Result: hazards are controlled and the pipeline can run at the chosen stage period.

pipeline registers
  • Structural Hazard (resource contention)

    Problem : Hardware resources are not enough.

    Problem in Pipeline CPU : Accessing memory at the same time by fetching instructions and loading data.

    Solution : We duplicate SRAM as im & dm to solve memory access problem of simultaneous instruction fetch and load data.

  • Control Hazard

    Problem : There is an indeterminate instruction flow in the pipeline.

    Problem in Pipeline CPU : The subsequent instructions have entered the pipeline before the jump or branch is determined.

    Solution : We implement a flush signal in the Controller to flush the wrong instructions in pipeline registers.

    • Jump and Branch Instructions with pipeline CPU

      Below is an example of a control hazard caused by jump and branch instructions; the instruction sequence is as follows.

      PC instructions explanation
      0 li t0, 1 t0 = 1
      4 li t1, 1 t1 = 1
      8 beq t0, t1, equal 1 == 1 branch taken to equal
      c li s0, 4 skipped
      10 jal x0, exit skipped
      equal:14 li t2, 3 t2 = 3
      18 li t3, 4 t3 = 4
      1c beq t2, t3, end 3 == 4? No, branch not taken
      20 li s0, 5 s0 = 5
      24 jal x0, exit jump to exit
      end:28 li s0, 6 skipped
      exit:2c ret return to caller

      In this design, the branch outcome is known in EX. If the branch is taken, then on the next clock we must flush the ID and EX stages and insert a NOP addi x0, x0, 0 so nothing executes. Therefore, reg_D and reg_E must accept the jb (jump/branch) signal as a flush input, and the IF stage must load jb_pc as the next PC.

      Below is what each stage does in each clock cycle.

      jb control hazard
    TipBranch Prediction

    Branch prediction is also a form of control hazard. In Lab 4 we’ll introduce only the concept later.

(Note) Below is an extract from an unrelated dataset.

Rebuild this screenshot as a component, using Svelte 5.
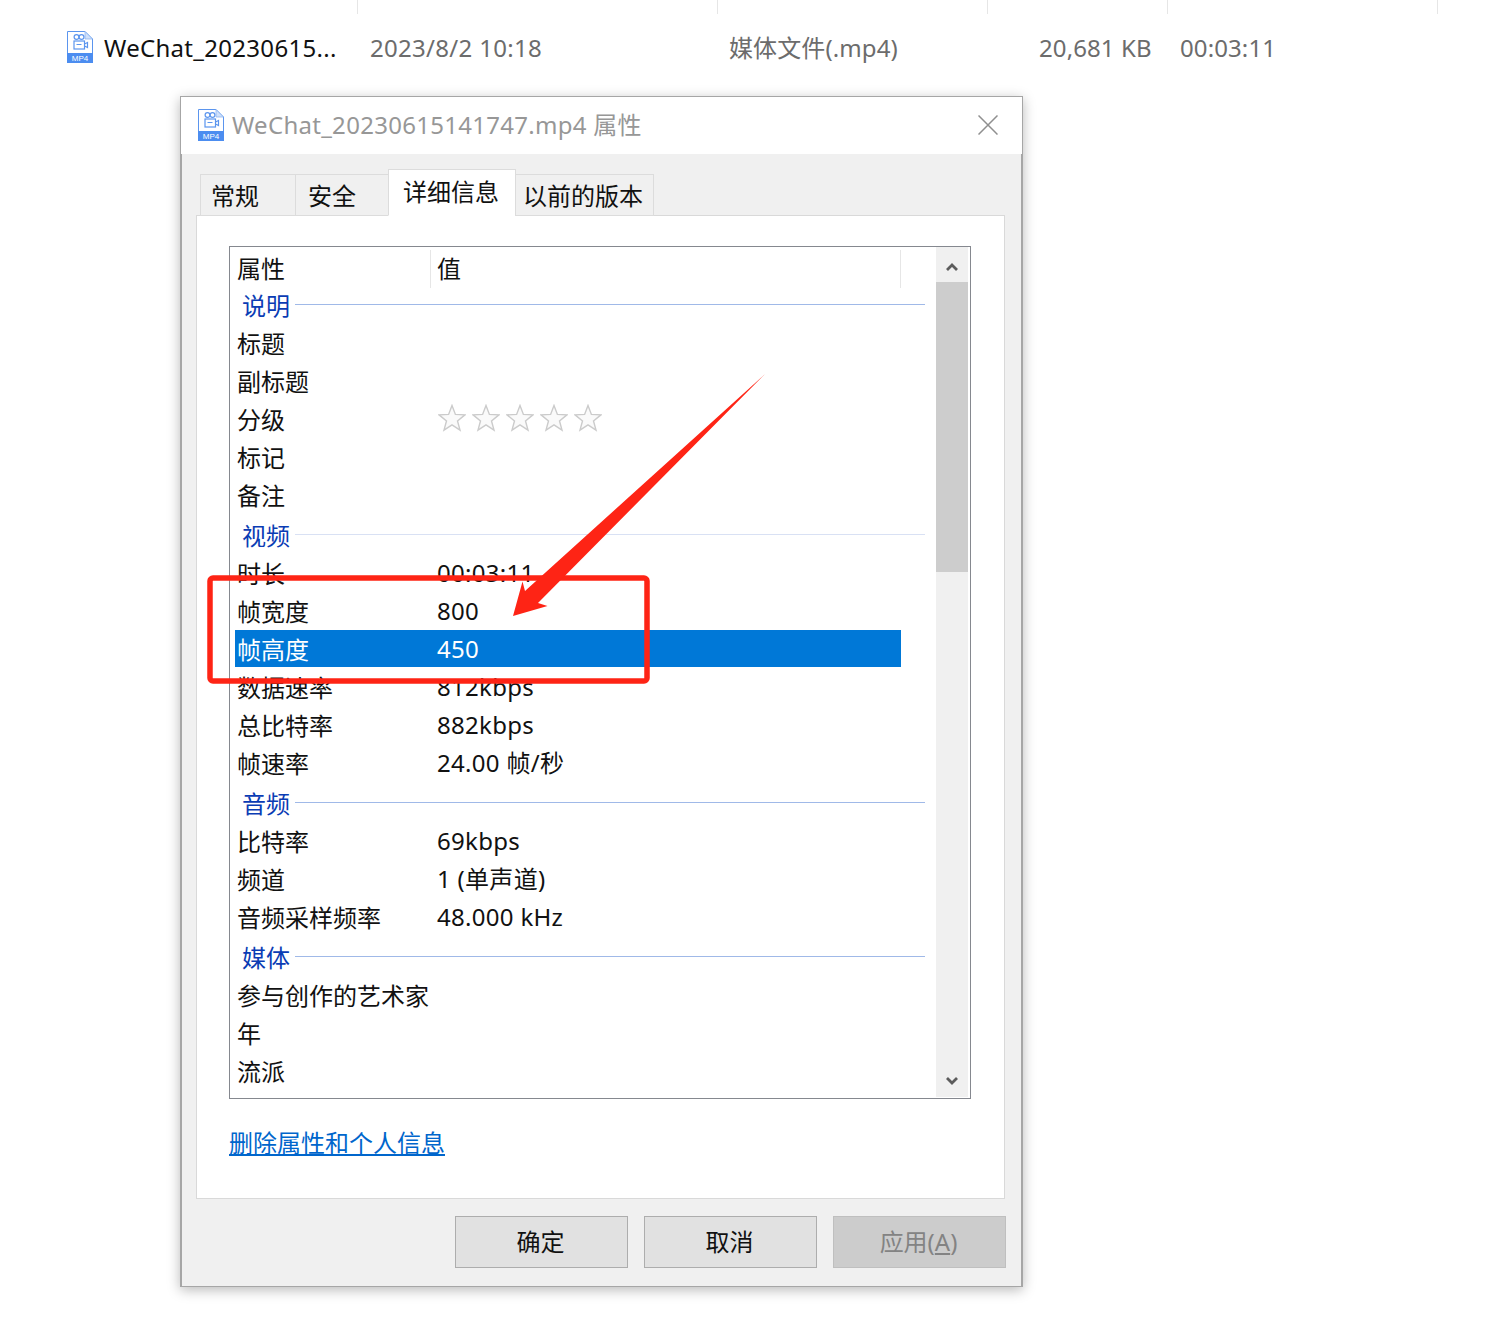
<script>
  const groups = [
    { name: '说明', rows: [['标题',''],['副标题',''],['分级','*'],['标记',''],['备注','']] },
    { name: '视频', light: true, rows: [['时长','00:03:11'],['帧宽度','800'],['帧高度','450',true],['数据速率','812kbps'],['总比特率','882kbps'],['帧速率','24.00 帧/秒']] },
    { name: '音频', rows: [['比特率','69kbps'],['频道','1 (单声道)'],['音频采样频率','48.000 kHz']] },
    { name: '媒体', rows: [['参与创作的艺术家',''],['年',''],['流派','']] }
  ];
  const seps = [357, 717, 987, 1167, 1437];
  const tabs = ['常规', '安全', '详细信息', '以前的版本'];
</script>

{#snippet fileIcon()}
  <svg class="ficon" viewBox="0 0 26 32" width="26" height="32">
    <path d="M.5.5H18L25.5 8V31.5H.5Z" fill="#fff" stroke="#5b95ee"/>
    <path d="M18 .5V8H25.5Z" fill="#cfe0fa" stroke="#8db5f2" stroke-width=".8"/>
    <rect x="0" y="22" width="26" height="10" fill="#4c8df0"/>
    <text x="13" y="30" text-anchor="middle" class="mp4">MP4</text>
    <g fill="none" stroke="#5b95ee" stroke-width="1.2">
      <circle cx="9.5" cy="6" r="2.4"/><circle cx="14.5" cy="6" r="2.4"/>
      <rect x="7" y="10" width="10.5" height="8"/><path d="M17.5 13l3-1.5v5l-3-1.5M9.5 13.5h5"/>
    </g>
  </svg>
{/snippet}

<div class="page">
  <div class="seps">
    {#each seps as s, i}
      <i style="left:{s}px"></i>
    {/each}
  </div>
  <div class="filerow">
    {@render fileIcon()}
    <span class="fname">WeChat_20230615...</span>
    <span class="fdate">2023/8/2 10:18</span>
    <span class="ftype">媒体文件(.mp4)</span>
    <span class="fsize">20,681 KB</span>
    <span class="fdur">00:03:11</span>
  </div>

  <div class="dialog">
    <div class="titlebar">
      {@render fileIcon()}
      <span class="title">WeChat_20230615141747.mp4 属性</span>
      <svg class="close" viewBox="0 0 20 20" width="20" height="20"><path d="M.5.5l19 19M19.5.5l-19 19" stroke="#8f8f8f" stroke-width="1.5" fill="none"/></svg>
    </div>
    <div class="body">
      <div class="tabs">
        {#each tabs as t, i}
          <div class="tab t{i}" class:active={i === 2}>{t}</div>
        {/each}
      </div>
      <div class="panel">
        <div class="list">
          <div class="rows">
            <div class="head">
              <span class="c1">属性</span>
              <span class="c2">值</span>
            </div>
            {#each groups as g, gi}
              <div class="group" class:first={gi === 0}>
                <span>{g.name}</span><i class:light={g.light}></i>
              </div>
              {#each g.rows as r}
                <div class="row" class:sel={r[2]}>
                  <span class="k">{r[0]}</span>
                  {#if r[1] === '*'}
                    <span class="stars">
                      {#each [0,1,2,3,4] as n}
                        <svg viewBox="0 0 28 28" width="28" height="28"><path d="M14 1.5l3.4 8.9 9.5.5-7.4 6 2.5 9.2L14 20.9l-8 5.2 2.5-9.2-7.4-6 9.5-.5Z" fill="#fafafa" stroke="#cbcbcb" stroke-width="1.4"/></svg>
                      {/each}
                    </span>
                  {:else}
                    <span class="v">{r[1]}</span>
                  {/if}
                </div>
              {/each}
            {/each}
          </div>
          <div class="scroll">
            <div class="sbtn"><svg viewBox="0 0 12 8" width="12" height="8"><path d="M1 7l5-5 5 5" fill="none" stroke="#5c5c5c" stroke-width="2.8"/></svg></div>
            <div class="thumb"></div>
            <div class="track"></div>
            <div class="sbtn"><svg viewBox="0 0 12 8" width="12" height="8"><path d="M1 1l5 5 5-5" fill="none" stroke="#5c5c5c" stroke-width="2.8"/></svg></div>
          </div>
        </div>
        <div class="link">删除属性和个人信息</div>
      </div>
      <div class="buttons">
        <div class="btn">确定</div>
        <div class="btn">取消</div>
        <div class="btn off">应用(<u>A</u>)</div>
      </div>
    </div>
  </div>

  <svg class="anno" viewBox="0 0 1494 1334" width="1494" height="1334">
    <rect x="210" y="578" width="437" height="103" rx="3" fill="none" stroke="#fe2415" stroke-width="5.5"/>
    <path d="M765 374L538 603L547.5 606L513 616L522.5 581.5L525 591Z" fill="#fe2415"/>
  </svg>
</div>

<style>
  :global(body) { margin: 0; background: #fff; }
  .page {
    position: relative;
    width: 1494px;
    height: 1334px;
    overflow: hidden;
    font: 24px/1 "Noto Sans", "Noto Sans CJK SC", sans-serif;
    color: #111;
    background: #fff;
  }
  .seps i { position: absolute; top: 0; width: 1px; height: 14px; background: #e6e6e6; }
  .filerow { height: 96px; box-sizing: border-box; padding: 31px 0 0 67px; display: flex; position: relative; }
  .filerow span { position: absolute; top: 33px; line-height: 30px; white-space: nowrap; letter-spacing: .3px; }
  .fname { left: 104px; color: #111; }
  .fdate { left: 370px; color: #6c6c6c; }
  .ftype { left: 729px; color: #6c6c6c; }
  .fsize { left: 1039px; color: #6c6c6c; }
  .fdur { left: 1180px; color: #6c6c6c; }
  .filerow .ftype, .filerow .fsize, .filerow .fdur { letter-spacing: .1px; }
  .ficon { display: block; flex: none; }
  .mp4 { font: 8px "Liberation Sans", sans-serif; fill: #fff; }

  .dialog {
    width: 843px;
    height: 1191px;
    margin-left: 180px;
    box-sizing: border-box;
    border: 1px solid #a6a6a6;
    box-shadow: 0 3px 12px rgba(0,0,0,.28);
    background: #f0f0f0;
    display: flex;
    flex-direction: column;
  }
  .titlebar {
    height: 57px;
    flex: none;
    background: #fff;
    display: flex;
    align-items: center;
    padding: 0 24px 0 17px;
    box-sizing: border-box;
  }
  .titlebar .ficon { margin-top: -1px; }
  .title { margin: -2px 0 0 8px; color: #979797; flex: 1; white-space: nowrap; letter-spacing: .28px; }
  .close { flex: none; margin-top: -1px; }
  .body {
    flex: 1;
    padding: 0 16px 0 14px;
    border-left: 1px solid #a6a6a6;
    border-right: 1px solid #a6a6a6;
    display: flex;
    flex-direction: column;
    min-height: 0;
  }
  .tabs { display: flex; align-items: flex-end; height: 62px; padding-left: 5px; margin-bottom: -1px; position: relative; z-index: 1; }
  .tab {
    height: 42px;
    box-sizing: border-box;
    border: 1px solid #dcdcdc;
    border-bottom: 1px solid #dcdcdc;
    margin-left: -1px;
    display: flex;
    align-items: center;
    background: #f0f0f0;
    padding: 2px 0 0 12px;
  }
  .t0 { width: 96px; padding-left: 10px; }
  .t1 { width: 94px; }
  .t2 { width: 128px; height: 47px; padding: 0 0 2px 14px; background: #fff; border-bottom-color: #fff; }
  .t3 { width: 139px; padding-left: 7px; }
  .panel {
    height: 984px;
    box-sizing: border-box;
    background: #fff;
    border: 1px solid #d9d9d9;
    padding: 30px 0 0 32px;
  }
  .list {
    width: 742px;
    height: 853px;
    box-sizing: border-box;
    border: 1px solid #85888f;
    display: flex;
    overflow: hidden;
  }
  .rows { flex: 1; min-width: 0; padding-top: 3px; }
  .head { height: 38px; position: relative; display: flex; align-items: center; }
  .head span { position: absolute; top: 0; height: 38px; display: flex; align-items: center; box-sizing: border-box; }
  .c1 { left: 7px; width: 194px; }
  .c2 { left: 200px; width: 471px; padding-left: 6px; border-left: 1px solid #e6e6e6; border-right: 1px solid #e6e6e6; }
  .group {
    height: 38px;
    margin-top: 2px;
    display: flex;
    align-items: center;
    padding-left: 12px;
    color: #0a3cb4;
    margin-right: 11px;
  }
  .group.first { margin-top: -2px; }
  .group span { flex: none; margin-top: 1px; }
  .group i { flex: 1; height: 1px; background: #a0b9e8; margin: -2px 0 0 5px; }
  .group i.light { background: #d9e1f4; }
  .row {
    height: 38px;
    display: flex;
    align-items: center;
    padding-left: 2px;
    margin-left: 5px;
    margin-right: 35px;
    box-sizing: border-box;
  }
  .row.sel { background: #0078d7; color: #fff; height: 37px; margin-bottom: 1px; padding-top: 1px; }
  .k { width: 200px; flex: none; white-space: nowrap; margin-top: 2px; }
  .v { white-space: nowrap; letter-spacing: .3px; }
  .stars { display: flex; gap: 6px; margin-top: -3px; margin-left: 1px; }
  .stars svg { display: block; }
  .scroll {
    width: 32px;
    flex: none;
    margin: 0 2px 1px 0;
    background: #f0f0f0;
    display: flex;
    flex-direction: column;
  }
  .sbtn { height: 35px; box-sizing: border-box; padding: 4px 1px 0 0; display: flex; align-items: center; justify-content: center; flex: none; }
  .sbtn:last-child { height: 36px; }
  .thumb { height: 290px; background: #cdcdcd; flex: none; }
  .track { flex: 1; }
  .link {
    margin-top: 29px;
    line-height: 30px;
    color: #0066cc;
    text-decoration: underline;
    width: max-content;
  }
  .buttons { display: flex; justify-content: flex-end; gap: 16px; margin: 17px -1px 0 0; }
  .btn {
    width: 173px;
    height: 52px;
    box-sizing: border-box;
    background: #e1e1e1;
    border: 1px solid #adadad;
    display: flex;
    align-items: center;
    justify-content: center;
    padding-right: 2px;
  }
  .btn.off { background: #cccccc; border-color: #bfbfbf; color: #838383; white-space: pre; }
  .anno { position: absolute; left: 0; top: 0; pointer-events: none; }
</style>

    There is no specific solution. In the Lab 4 report, you will be asked to briefly describe how you would design the control signals to resolve this hazard.

  • Data Hazard

    Problem : Unable to get the latest data for calculations.

    Problem in Pipeline CPU : If the result data of an instruction needs to be writeback, subsequent instructions cannot get it until it completes.The root cause is the limited number of architectural registers.

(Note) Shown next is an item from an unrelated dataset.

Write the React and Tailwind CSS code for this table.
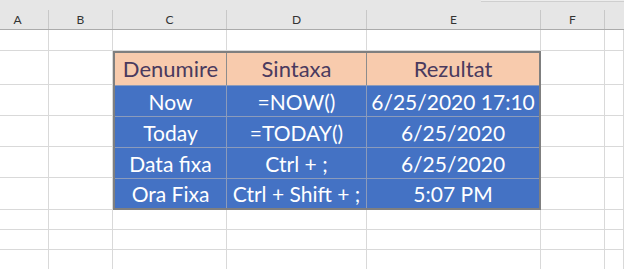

    Solution : We forwards the writeback data from MEM stage & WB stage to ID stage & EX stage

    • 3 types of data hazards

      1. Read-After-Write (true dependency)

        Below is an example of a Read-After-Write hazard; the instruction sequence is as follows.

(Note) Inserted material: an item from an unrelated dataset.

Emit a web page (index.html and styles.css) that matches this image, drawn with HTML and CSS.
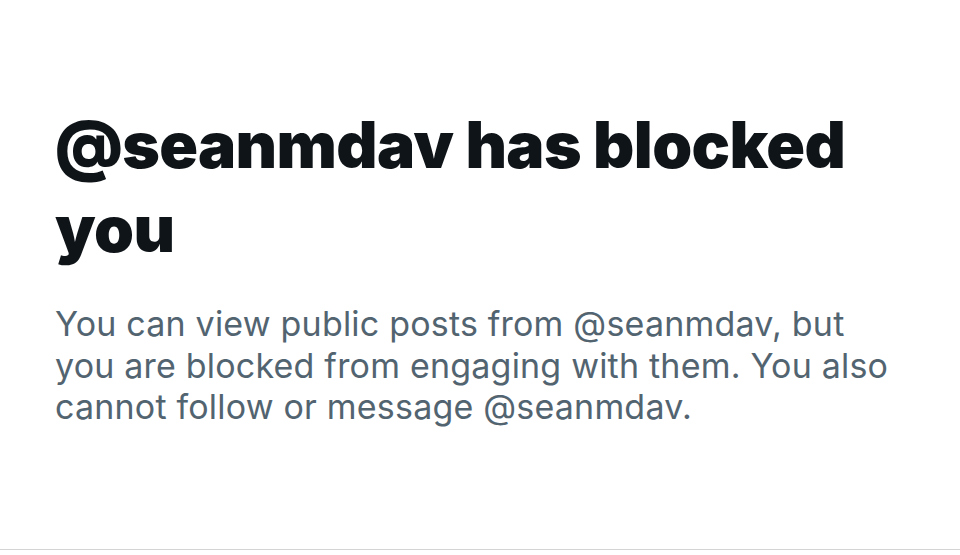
FILE: index.html
```html
<!DOCTYPE html>
<html lang="en">
<head>
  <meta charset="UTF-8">
  <title>Blocked</title>
  <link rel="stylesheet" href="styles.css">
</head>
<body>
  <main class="page">
    <section class="blocked">
      <h1 class="blocked-title">@seanmdav has blocked you</h1>
      <p class="blocked-text">You can view public posts from @seanmdav, but you are blocked from engaging with them. You also cannot follow or message @seanmdav.</p>
    </section>
  </main>
</body>
</html>
```

FILE: styles.css
```css
* {
  margin: 0;
  padding: 0;
  box-sizing: border-box;
}

body {
  background: #ffffff;
  font-family: Inter, "Noto Sans", sans-serif;
  width: 960px;
  height: 555px;
  overflow: hidden;
}

.page {
  height: 550px;
  border-bottom: 1px solid #d4d4d4;
}

.blocked {
  padding: 103px 60px 0 55px;
}

.blocked-title {
  color: #0f1419;
  font-size: 64px;
  font-weight: 900;
  line-height: 84px;
  letter-spacing: -0.6px;
  margin-bottom: 32px;
}

.blocked-text {
  color: #536471;
  font-size: 34px;
  font-weight: 400;
  line-height: 41.5px;
  letter-spacing: 0.2px;
}
```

        PC instructions explanation
        0 li t0, 1 t0 = 1
        4 li t1, 1 t1 = 1
        8 add t2, t0, t1 t2 = t0 + t1
        c li t2, 3 t2 = 3
        10 add t3, t2, t1 t3 = t2 + t1
        14 lw t4, 0(t3) Load a word at address t3 + 0 into t4
        18 addi t5, t4, 1 t5 = t4 + 1
        1c ret return to caller

        add t2,t0,t1 depends on li t0,1 and li t1,1 (resolved by forwarding).

        add t3,t2,t1 depends on li t2,3 (also resolved by forwarding).

        addi t5,t4,1 immediately after lw t4,0(t3) , the load’s data isn’t ready until the MEM/WB boundary, so this pair needs a 1-cycle stall even with forwarding.

        Below is what each stage does in each clock cycle.

        RAW data hazard
      2. Write-After-Read (anti-dependency)

        Below is an example of a Write-After-Read hazard; the instruction sequence is as follows.

        PC instructions explanation
        0 add t2, t1, t3 t2 = t1 + t3
        4 li t1, 5 t1 = 5

        WAR hazard occurs when an earlier instruction must read a register (or memory location) before a later instruction writes that same name. The hazard is: if the later write happens too early, the earlier read could see the wrong (new) value.

        If I2 writes t1 before I1 has read it, that’s a WAR hazard.

        In a classic 5-stage, single-issue, in-order pipeline (in Lab4), WAR doesn’t occur because reads happen in ID, writes happen in WB, and everything retires in program order. A younger instruction can’t write before an older one has already read. Hence, register WAR needs no stalls or forwarding here; it shows up only with out-of-order/multi-issue designs or with memory reordering.

      3. Write-After-Write (output dependency)

        Below is an example of a Write-After-Write hazard; the instruction sequence is as follows.

        PC instructions explanation
        0 li t1, 5 t1 = 5
        4 addi t1, t1,1 t1 = t1 + 1

        WAW hazard occurs when two instructions write the same destination; the hazard is that the younger write could reach the writeback point before the older write, corrupting the intended final value/order.

        If I2 were to write t1 before I1, that’s a WAW hazard.

        In a classic 5-stage, single-issue, in-order pipeline (in Lab4), WAW doesn’t occur because all writes happen in WB and instructions retire strictly in program order. A younger instruction cannot reach WB before the older one, so WAW cannot arise (no stalls/forwarding needed). WAW shows up in out-of-order or superscalar designs, where multiple instructions can progress and write out of order unless renaming enforces unique physical destinations.

    Note

    In essence, anti-dependencies and output dependencies stem from the ISA’s limited set of architectural registers. By providing more physical registers and using register renaming, we can eliminate these constraints and enable out-of-order execution.

    TipDiminishing returns

    As you add more pipeline stages, the forwarding/bypass network grows rapidly (roughly with depth and width), adding long wires and big muxes that eat into the clock gains—classic diminishing returns.

    Deeper pipelines also amplify branch penalties and expose memory latency, so IPC doesn’t rise proportionally. A simple alternative is a fully-stall policy: omit long-distance bypasses and insert bubbles until the producer value is written back—less hardware, easier timing, predictable behavior (at the cost of higher CPI).

  • Load-Use Hazard (Special Case)

    Fundamentally, it’s about memory latency: if you force the pipeline to wait for each memory request to complete, you lengthen the critical path and drag down overall performance—so even with a higher IPC, the machine can end up slower.

    This is a good reminder that in quantitative analysis we must avoid the pitfall of optimizing for a single metric.